Method Best Use Glute-Growth Potential
Flat walking General activity and calorie burn Low
Incline walking or hills Extra glute work during cardio Low to moderate
Stairs Harder cardio with more hip drive Moderate
Progressive strength training Direct muscle building High

A Practical Plan If You Want Growth And Still Love Walking

You do not have to pick one camp. The sweet spot for many people is pairing both. Walk for daily movement, fitness, and body-fat control. Lift for shape and size.

Sample Weekly Setup

This split works well for many beginners and intermediates:

  • Day 1: Lower body with hip thrusts, split squats, and Romanian deadlifts
  • Day 2: Brisk walk or incline walk for 30 to 45 minutes
  • Day 3: Rest or an easy walk
  • Day 4: Lower body with step-ups, squats, and glute bridges
  • Day 5: Hill walk, stairs, or incline treadmill
  • Day 6: Easy walk or full rest
  • Day 7: Optional easy walk and mobility work

This gives you enough walking to stay active without turning every day into leg fatigue. It also gives the glutes the stronger tension they need to change. If recovery slips, trim the hard walking before you trim the strength sessions.

When Walking Might Be Enough For A While

There are a few cases where walking can move the needle more than usual. One is the brand-new trainee. If you were barely active before, brisk walks, hills, and stairs can create a visible shift in tone and shape over the first stretch of training. Another is fat loss. Some people think their glutes “grew” when the main change was that they became easier to see.

The other case is rehab or a low-capacity phase. If loaded training is not on the table yet, walking can be a good bridge. It keeps you moving and may help you rebuild tolerance. Once you are ready, adding direct strength work is still the better long-term play for size.
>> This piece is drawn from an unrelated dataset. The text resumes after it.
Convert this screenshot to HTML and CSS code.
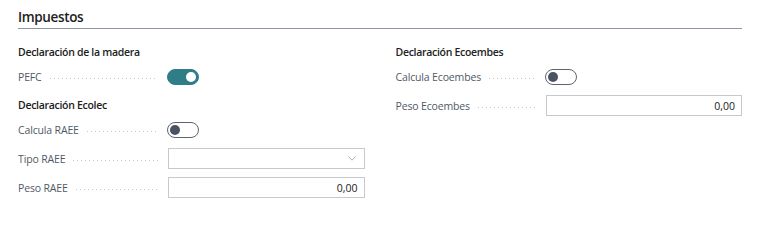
FILE: index.html
```html
<!DOCTYPE html>
<html lang="es">
<head>
<meta charset="utf-8">
<title>Impuestos</title>
<link rel="stylesheet" href="styles.css">
</head>
<body>
<div class="page">
  <h2 class="title">Impuestos</h2>
  <div class="columns">
    <div class="col">
      <div class="group">
        <div class="group-head">Declaración de la madera</div>
        <div class="row">
          <div class="label"><span class="label-text">PEFC</span><span class="leader"></span></div>
          <div class="field"><span class="toggle on"><span class="knob"></span></span></div>
        </div>
      </div>
      <div class="group group-next">
        <div class="group-head">Declaración Ecolec</div>
        <div class="row">
          <div class="label"><span class="label-text">Calcula RAEE</span><span class="leader"></span></div>
          <div class="field"><span class="toggle"><span class="knob"></span></span></div>
        </div>
        <div class="row row-input">
          <div class="label"><span class="label-text">Tipo RAEE</span><span class="leader"></span></div>
          <div class="field">
            <div class="box select">
              <span class="value"></span>
              <svg class="chev" width="8" height="5" viewBox="0 0 8 5"><path d="M0.4 0.5 L4 4.2 L7.6 0.5" fill="none" stroke="#a2a5a9" stroke-width="0.9"/></svg>
            </div>
          </div>
        </div>
        <div class="row row-input">
          <div class="label"><span class="label-text">Peso RAEE</span><span class="leader"></span></div>
          <div class="field"><div class="box num"><span class="value">0,00</span></div></div>
        </div>
      </div>
    </div>
    <div class="col">
      <div class="group">
        <div class="group-head">Declaración Ecoembes</div>
        <div class="row">
          <div class="label"><span class="label-text">Calcula Ecoembes</span><span class="leader"></span></div>
          <div class="field"><span class="toggle"><span class="knob"></span></span></div>
        </div>
        <div class="row row-input">
          <div class="label"><span class="label-text">Peso Ecoembes</span><span class="leader"></span></div>
          <div class="field"><div class="box num"><span class="value">0,00</span></div></div>
        </div>
      </div>
    </div>
  </div>
</div>
</body>
</html>
```
FILE: styles.css
```css
* { box-sizing: border-box; }
html, body {
  margin: 0;
  padding: 0;
  background: #ffffff;
}
body {
  font-family: "Open Sans", "Segoe UI", "Noto Sans", sans-serif;
  color: #212121;
  width: 768px;
  height: 207px;
  overflow: hidden;
}
.page {
  padding: 0 26px 0 18px;
}
.title {
  margin: 0;
  font-size: 13.5px;
  font-weight: 600;
  letter-spacing: -0.35px;
  line-height: 20px;
  padding-top: 7px;
  padding-bottom: 1px;
  height: 29px;
  border-bottom: 1px solid #8c95a0;
  color: #212121;
}
.columns {
  display: grid;
  grid-template-columns: 1fr 1fr;
  column-gap: 31px;
  margin-top: 12px;
}
.group-head {
  height: 22px;
  line-height: 22px;
  font-size: 10.5px;
  font-weight: 600;
  letter-spacing: -0.3px;
  color: #212121;
}
.group-next {
  margin-top: 3px;
}
.row {
  display: flex;
  align-items: center;
  height: 28px;
}
.row-input {
  height: 29px;
}
.label {
  width: 150px;
  flex: none;
  display: flex;
  align-items: center;
  padding-right: 10px;
  font-size: 10.5px;
  letter-spacing: -0.15px;
  color: #505a66;
}
.label-text {
  white-space: nowrap;
}
.leader {
  flex: 1;
  height: 1px;
  margin-left: 8px;
  margin-top: 3px;
  background-image: linear-gradient(to right, #c4c8cc 1px, transparent 1px);
  background-size: 4px 1px;
  background-repeat: repeat-x;
}
.field {
  flex: 1;
  display: flex;
  align-items: center;
}
.toggle {
  width: 32px;
  height: 16px;
  border-radius: 8px;
  border: 1px solid #5d636d;
  background: #ffffff;
  display: flex;
  align-items: center;
  padding: 0 2px;
  margin-left: -1px;
}
.toggle .knob {
  width: 10px;
  height: 10px;
  border-radius: 50%;
  background: #4b5263;
}
.toggle.on {
  background: #2f7e87;
  border-color: #2f7e87;
  justify-content: flex-end;
}
.toggle.on .knob {
  background: #ffffff;
}
.box {
  width: 100%;
  height: 21px;
  border: 1px solid #c6c9cd;
  background: #ffffff;
  display: flex;
  align-items: center;
  padding: 0 6px;
  font-size: 10.5px;
  color: #212121;
}
.num {
  justify-content: flex-end;
}
.select {
  justify-content: space-between;
  padding-right: 8px;
}
.chev {
  display: block;
}
```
Common Mistakes That Hold People Back

The first mistake is mistaking soreness for growth. A hard hill walk can light up your glutes, but that does not mean it is enough to keep building them week after week. The second is chasing hours of cardio while doing little or no strength work. That usually burns time without much shape change.

The third is poor exercise order. If you drain your legs with long incline sessions before lifting, your strength work may suffer. Put your highest-value glute work first when growth is the target. Walking can sit on separate days or after your main lifts if energy allows.

The last mistake is impatience. Glutes are large muscles. They usually take steady work, months of progression, and enough food to show a clear change. Walking helps your base. It just does not replace the part that asks the muscle to get bigger.

The Clear Takeaway

Walking can help your glutes, mainly by keeping you active, raising work capacity, and adding some hip-extensor demand with hills, stairs, or incline. It can even create a small beginner response. Still, if your target is clear glute growth, walking is not the main driver for most people.

Use walking as a smart add-on. Use progressive lower-body strength training as the main engine. That combo gives you the best shot at stronger glutes, better conditioning, and visible shape change that lasts.